→ Exercise objective: Only the lines from the one with "Generate a component" to the one with "string; checked: boolean", both included, should be output, without any images.

Records excerpted from a collection:

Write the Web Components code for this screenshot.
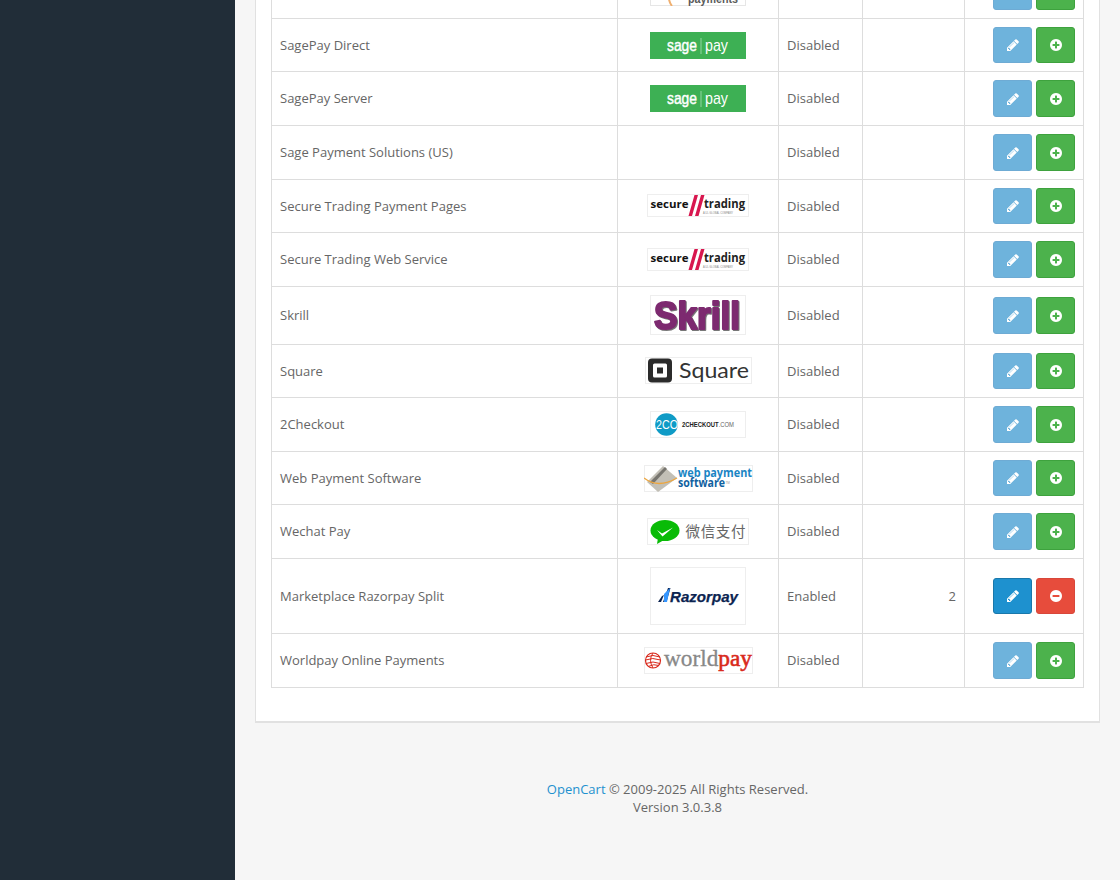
<!DOCTYPE html>
<html lang="en"><head><meta charset="utf-8"><title>Payments</title>
<style>
html,body{margin:0;padding:0;height:880px;overflow:hidden;background:#f6f6f6;font-family:"Open Sans",sans-serif;font-size:13px;color:#666}
</style></head>
<body>
<oc-app>
  <oc-card>
    <pay-table>
      <pay-row h="53" logo="payments" hide-name></pay-row>
      <pay-row h="53" name="SagePay Direct" logo="sage"></pay-row>
      <pay-row h="54" name="SagePay Server" logo="sage"></pay-row>
      <pay-row h="54" name="Sage Payment Solutions (US)"></pay-row>
      <pay-row h="53" name="Secure Trading Payment Pages" logo="secure" logo-up></pay-row>
      <pay-row h="54" name="Secure Trading Web Service" logo="secure"></pay-row>
      <pay-row h="58" name="Skrill" logo="skrill" logo-up></pay-row>
      <pay-row h="53" name="Square" logo="square" logo-up></pay-row>
      <pay-row h="54" name="2Checkout" logo="2co"></pay-row>
      <pay-row h="53" name="Web Payment Software" logo="wps"></pay-row>
      <pay-row h="54" name="Wechat Pay" logo="wechat"></pay-row>
      <pay-row h="75" name="Marketplace Razorpay Split" logo="razorpay" status="Enabled" order="2" enabled></pay-row>
      <pay-row h="54" name="Worldpay Online Payments" logo="worldpay"></pay-row>
    </pay-table>
  </oc-card>
  <oc-footer slot="footer"><a href="#">OpenCart</a> © 2009-2025 All Rights Reserved.<br>Version 3.0.3.8</oc-footer>
</oc-app>
<script>
const FA={
 pencil:"M491 1536l91-91-235-235-91 91v107h128v128h107zm523-928q0-22-22-22-10 0-17 7l-542 542q-7 7-7 17 0 22 22 22 10 0 17-7l542-542q7-7 7-17zm-54-192l416 416-832 832h-416v-416zm683 96q0 53-37 90l-166 166-416-416 166-165q36-38 90-38 53 0 91 38l235 234q37 39 37 91z",
 plus:"M1344 960v-128q0-26-19-45t-45-19h-256v-256q0-26-19-45t-45-19h-128q-26 0-45 19t-19 45v256h-256q-26 0-45 19t-19 45v128q0 26 19 45t45 19h256v256q0 26 19 45t45 19h128q26 0 45-19t19-45v-256h256q26 0 45-19t19-45zm320-64q0 209-103 385.5t-279.5 279.5-385.5 103-385.5-103-279.5-279.5-103-385.5 103-385.5 279.5-279.5 385.5-103 385.5 103 279.5 279.5 103 385.5z",
 minus:"M1344 960v-128q0-26-19-45t-45-19h-768q-26 0-45 19t-19 45v128q0 26 19 45t45 19h768q26 0 45-19t19-45zm320-64q0 209-103 385.5t-279.5 279.5-385.5 103-385.5-103-279.5-279.5-103-385.5 103-385.5 279.5-279.5 385.5-103 385.5 103 279.5 279.5 103 385.5z"
};
const S='font-family="Liberation Sans,sans-serif"', O='font-family="Open Sans,sans-serif"';
const LOGOS={
 payments:[96,27,`<rect x=".5" y=".5" width="95" height="26" fill="#fff" stroke="#e6e6e6"/><path d="M19 15q-1 7 3 12" fill="none" stroke="#f0b070" stroke-width="2"/><text x="38" y="23.5" ${S} font-size="12.5" font-weight="700" fill="#5a5a5a" textLength="50" lengthAdjust="spacingAndGlyphs">payments</text>`],
 sage:[96,27,`<rect width="96" height="27" fill="#3db054"/><text x="17" y="18.5" ${S} font-size="17" fill="#fff" stroke="#fff" stroke-width=".45" textLength="30" lengthAdjust="spacingAndGlyphs">sage</text><rect x="50.500" y="6" width="1" height="16" fill="#8fd39f"/><text x="55" y="18.5" ${S} font-size="17" fill="#fff" textLength="23" lengthAdjust="spacingAndGlyphs">pay</text>`],
 secure:[102,23,`<rect x=".5" y=".5" width="101" height="22" fill="#fff" stroke="#eee"/><text x="3.5" y="14" ${O} font-size="11" font-weight="700" fill="#111" textLength="38" lengthAdjust="spacingAndGlyphs">secure</text><path d="M47.500 1h3.500L45 22h-3.500zM54 1h3.500L51.500 22H48z" fill="#d8174f"/><text x="57" y="14" ${O} font-size="11.500" font-weight="700" fill="#222" textLength="41" lengthAdjust="spacingAndGlyphs">trading</text><text x="56" y="20" ${S} font-size="2.600" fill="#888" textLength="30">A UL GLOBAL COMPANY</text>`],
 skrill:[96,40,`<rect x=".5" y=".5" width="95" height="39" fill="#fff" stroke="#eee"/><text x="4" y="33.500" ${S} font-size="39" font-weight="700" fill="#7d2a70" stroke="#7d2a70" stroke-width="2.200" stroke-linejoin="round" textLength="86" lengthAdjust="spacingAndGlyphs" style="filter:drop-shadow(1.500px 1.500px .6px #777)">Skrill</text>`],
 square:[107,27,`<rect x=".5" y=".5" width="106" height="26" fill="#fff" stroke="#eee"/><rect x="3" y="1.500" width="24" height="24" rx="4" fill="#2b2b2b"/><rect x="8" y="6.500" width="14" height="14" rx="1.500" fill="#fff"/><rect x="12" y="10.500" width="6" height="6" fill="#2b2b2b"/><text x="34" y="20.500" font-family="Lato,sans-serif" font-size="22" fill="#333" textLength="70" lengthAdjust="spacingAndGlyphs">Square</text>`],
 "2co":[96,27,`<rect x=".5" y=".5" width="95" height="26" fill="#fff" stroke="#eee"/><circle cx="16.500" cy="13.500" r="11.300" fill="#0f9bc6"/><text x="6" y="18" ${S} font-size="12" fill="#fff" textLength="22" lengthAdjust="spacingAndGlyphs">2CO</text><text x="32" y="16" ${S} font-size="6.400" font-weight="700" fill="#222" textLength="52" lengthAdjust="spacingAndGlyphs">2CHECKOUT<tspan font-weight="400" fill="#666">.COM</tspan></text>`],
 wps:[109,27,`<rect x=".5" y=".5" width="108" height="26" fill="#fff" stroke="#eee"/><path d="M3 17L19 1l14 12-19 14z" fill="#c2bfb6"/><path d="M6 17L21 2l2 2L9 19z" fill="#77756f"/><path d="M0 13q14 11 33 0" fill="none" stroke="#eda63f" stroke-width="1.300"/><text x="34" y="12" ${O} font-size="11.500" font-weight="700" fill="#1a85c4" textLength="74" lengthAdjust="spacingAndGlyphs">web payment</text><text x="34" y="22" ${O} font-size="11.500" font-weight="700" fill="#10619f" textLength="47" lengthAdjust="spacingAndGlyphs">software</text><text x="81.500" y="19" ${S} font-size="3" fill="#999">TM</text>`],
 wechat:[102,27,`<rect x=".5" y=".5" width="101" height="26" fill="#fff" stroke="#eee"/><ellipse cx="18" cy="12.500" rx="14.500" ry="10.500" fill="#09bb07"/><path d="M11 20l-1 6 7-4z" fill="#09bb07"/><path d="M10 12l5 3.500 11-6-10.500 9z" fill="#fff"/><text x="38.500" y="18.500" font-family="Noto Sans CJK SC,sans-serif" font-size="14.500" fill="#666" textLength="60" lengthAdjust="spacing">微信支付</text>`],
 razorpay:[96,58,`<rect x=".5" y=".5" width="95" height="57" fill="#fff" stroke="#eee"/><path d="M8 35l4-6 2-1-3 7z" fill="#0c2451"/><path d="M13 35l5-14h2.500l-4 14z" fill="#0c2451"/><path d="M14 27l6-6-3 14h-3z" fill="#3395ff"/><text x="20" y="35" ${S} font-size="15.500" font-weight="700" font-style="italic" fill="#0c2451" stroke="#0c2451" stroke-width=".25" textLength="68" lengthAdjust="spacingAndGlyphs">Razorpay</text>`],
 worldpay:[109,27,`<rect x=".5" y=".5" width="108" height="26" fill="#fff" stroke="#eee"/><circle cx="9" cy="13.500" r="7.500" fill="none" stroke="#d9291c" stroke-width="1.200"/><path d="M2 10q7-3 14 0M1.500 13q7-3 15 0M2 16.500q7-3 14 0M4 19.500q6-3 11-1M9 6q-5 7 0 15" fill="none" stroke="#d9291c" stroke-width="1"/><text x="20" y="19" font-family="Liberation Serif,serif" font-size="24" fill="#888" stroke="#888" stroke-width=".3" textLength="88" lengthAdjust="spacingAndGlyphs">world<tspan fill="#d9291c" stroke="#d9291c" stroke-width=".6">pay</tspan></text>`]
};
const def=(name,css,html,extra)=>{customElements.define(name,class extends HTMLElement{
  constructor(){super();this.attachShadow({mode:"open"}).innerHTML=`<style>${css}</style>${html}`}
  connectedCallback(){extra&&extra.call(this,this.shadowRoot)}
})};
def("oc-app",`:host{display:flex;height:880px;overflow:hidden}
 .side{flex:0 0 235px;background:#212d38}
 .main{flex:1;min-width:0;height:880px;overflow:hidden;display:flex;flex-direction:column;justify-content:flex-end;padding:0 20px;box-sizing:border-box}`,
 `<div class="side"></div><div class="main"><slot></slot><slot name="footer"></slot></div>`);
def("oc-card",`:host{display:block;flex:none;background:#fff;border:1px solid #e1e1e1;border-bottom-width:2px;padding:0 15px 33px}`,`<slot></slot>`);
def("pay-table",`:host{display:block;border:solid #ddd;border-width:0 1px;box-sizing:border-box;width:813px}`,`<slot></slot>`);
def("oc-footer",`:host{display:block;flex:none;text-align:center;font-size:13px;line-height:18px;color:#666;padding:57px 0 64px}
 ::slotted(a){color:#1e91cf;text-decoration:none}`,`<slot></slot>`);
def("fa-icon",`:host{display:inline-flex}svg{width:14px;height:14px;fill:currentColor;display:block}`,`<svg viewBox="0 0 1792 1792"><path/></svg>`,function(r){r.querySelector("path").setAttribute("d",FA[this.getAttribute("name")])});
def("pay-button",`:host{display:flex;align-items:center;justify-content:center;box-sizing:border-box;width:39px;height:36.6px;border-radius:3px;color:#fff;border:1px solid}
 :host([kind=edit]){background:#1e91cf;border-color:#1978ab}
 :host([kind=edit][muted]){background:#6eb3dc;border-color:#6eabd4}
 :host([kind=add]){background:#4cb24c;border-color:#3ea23e}
 :host([kind=remove]){background:#e74c3c;border-color:#d8473a}`,`<slot></slot>`);
def("pay-logo",`:host{display:block;line-height:0}svg{display:block}`,``,function(r){
 const l=LOGOS[this.getAttribute("kind")];if(!l)return;
 if(l[0]%2)this.style.marginLeft="1px";
 const t=document.createElement("template");t.innerHTML=`<svg width="${l[0]}" height="${l[1]}" viewBox="0 0 ${l[0]} ${l[1]}">${l[2]}</svg>`;r.append(t.content);
});
def("pay-row",`:host{display:grid;grid-template-columns:345px 161px 84px 102px 119px;box-sizing:border-box;border-bottom:1px solid #ddd;font-size:13px;color:#666}
 .c{display:flex;align-items:center;padding:0 8px 1px;box-sizing:border-box;min-width:0;white-space:nowrap}
 .c+.c{border-left:1px solid #ddd}
 .logo{justify-content:center;padding:0}
 :host([logo-up]) .logo{padding-bottom:1px}
 .order{justify-content:flex-end}
 .act{justify-content:flex-end;gap:4px;padding-bottom:0}`,
 `<div class="c name"></div><div class="c logo"></div><div class="c status"></div><div class="c order"></div><div class="c act"></div>`,
 function(r){
  const g=a=>this.getAttribute(a),on=this.hasAttribute("enabled");
  this.style.height=g("h")+"px";
  if(!this.hasAttribute("hide-name")){r.querySelector(".name").textContent=g("name");r.querySelector(".status").textContent=g("status")||"Disabled";}
  if(g("order"))r.querySelector(".order").textContent=g("order");
  if(g("logo")){const l=document.createElement("pay-logo");l.setAttribute("kind",g("logo"));r.querySelector(".logo").append(l)}
  r.querySelector(".act").innerHTML=`<pay-button kind="edit" ${on?"":"muted"}><fa-icon name="pencil"></fa-icon></pay-button><pay-button kind="${on?"remove":"add"}"><fa-icon name="${on?"minus":"plus"}"></fa-icon></pay-button>`;
 });
</script>
</body></html>
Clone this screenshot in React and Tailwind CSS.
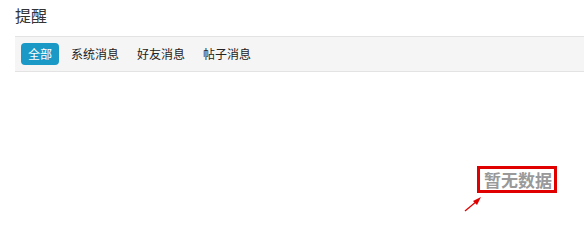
const tabs = ["系统消息", "好友消息", "帖子消息"];

export default function App() {
  return (
    <div
      className="relative h-[216px] w-full overflow-hidden bg-white text-[#333]"
      style={{ fontFamily: '"Microsoft YaHei", "Noto Sans CJK SC", sans-serif' }}
    >
      <div className="px-[15px] pt-[4px] text-[16px] leading-[22px] text-[#333]">提醒</div>
      <div className="ml-[15px] mt-[10px] flex h-[36px] items-center border-y border-[#e3e3e3] bg-[#f5f5f5] pl-[6px]">
        <span className="rounded-[4px] bg-[#1a98c6] px-[7px] text-[12px] leading-[22px] text-white">全部</span>
        <div className="ml-[3px] flex">
          {tabs.map((t) => (
            <span key={t} className="px-[9px] text-[12px] leading-[22px] text-[#222]">
              {t}
            </span>
          ))}
        </div>
      </div>
      <div className="mt-[94px] flex justify-end pr-[27px]">
        <div className="border-[3px] border-[#e00000] pl-[4px] pr-[2px] text-[17px] font-bold leading-[21px] text-[#999]">
          暂无数据
        </div>
      </div>
      <svg className="absolute left-[462px] top-[194px]" width="24" height="22" viewBox="0 0 24 22">
        <line x1="3" y1="17" x2="15" y2="7" stroke="#e00000" strokeWidth="1.3" />
        <polygon points="19,3 11,7 15,11" fill="#e00000" />
      </svg>
    </div>
  );
}
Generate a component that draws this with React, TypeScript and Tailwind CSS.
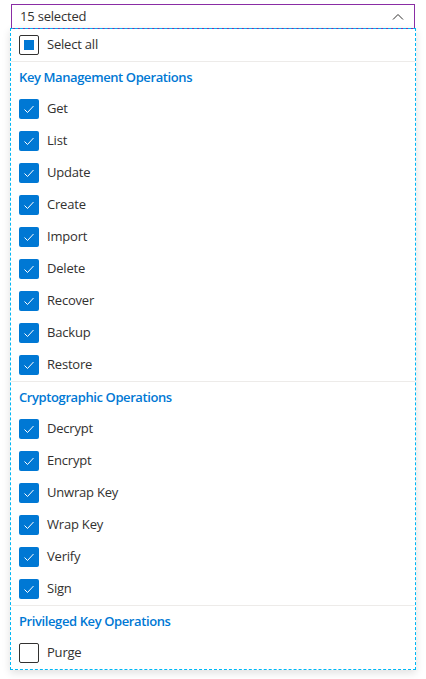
import React from "react";

type Group = { title: string; items: { label: string; checked: boolean }[] };

const GROUPS: Group[] = [
  {
    title: "Key Management Operations",
    items: ["Get", "List", "Update", "Create", "Import", "Delete", "Recover", "Backup", "Restore"].map((label) => ({
      label,
      checked: true,
    })),
  },
  {
    title: "Cryptographic Operations",
    items: ["Decrypt", "Encrypt", "Unwrap Key", "Wrap Key", "Verify", "Sign"].map((label) => ({
      label,
      checked: true,
    })),
  },
  {
    title: "Privileged Key Operations",
    items: [{ label: "Purge", checked: false }],
  },
];

function Box({ state }: { state: "checked" | "empty" | "mixed" }) {
  if (state === "checked") {
    return (
      <span className="flex h-5 w-5 shrink-0 items-center justify-center rounded-[2px] bg-[#0078d4]">
        <svg viewBox="0 0 12 12" className="h-3 w-3" fill="none" stroke="white" strokeWidth={1}>
          <path d="M1.5 6.5l3 3 6-6.5" />
        </svg>
      </span>
    );
  }
  return (
    <span className="flex h-5 w-5 shrink-0 items-center justify-center rounded-[2px] border border-[#323130] bg-white">
      {state === "mixed" && <span className="h-2.5 w-2.5 bg-[#0078d4]" />}
    </span>
  );
}

function Row({ label, state }: { label: string; state: "checked" | "empty" | "mixed" }) {
  return (
    <div className="flex h-8 items-center gap-2 px-2">
      <Box state={state} />
      <span className="text-[13px] tracking-[-0.2px] text-[#323130]">{label}</span>
    </div>
  );
}

export default function App() {
  return (
    <div className="min-h-[679px] bg-white pt-1 font-['Open_Sans',sans-serif]">
      <div className="mx-[11px] flex h-[25px] items-center justify-between border border-[#8a2da5] pl-2 pr-2.5">
        <span className="text-[13px] tracking-[-0.2px] text-[#323130]">15 selected</span>
        <svg viewBox="0 0 12 8" className="h-2 w-3" fill="none" stroke="#323130" strokeWidth={1}>
          <path d="M1 6.5L6 1.5l5 5" />
        </svg>
      </div>
      <div className="mx-[10px] -mt-px border border-dashed border-[#00b7f5] shadow-[0_3px_8px_rgba(0,0,0,0.12)]">
        <Row label="Select all" state="mixed" />
        {GROUPS.map((g) => (
          <div key={g.title} className="border-t border-[#edebe9]">
            <div className="flex h-[31px] items-center px-2 text-[13px] font-semibold tracking-[-0.4px] text-[#0078d4]">
              {g.title}
            </div>
            {g.items.map((it) => (
              <Row key={it.label} label={it.label} state={it.checked ? "checked" : "empty"} />
            ))}
          </div>
        ))}
      </div>
    </div>
  );
}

→ Task solution:
Generate a component that draws this with React, TypeScript and Tailwind CSS.
import React from "react";

type Group = { title: string; items: { label: string; checked: boolean }[] };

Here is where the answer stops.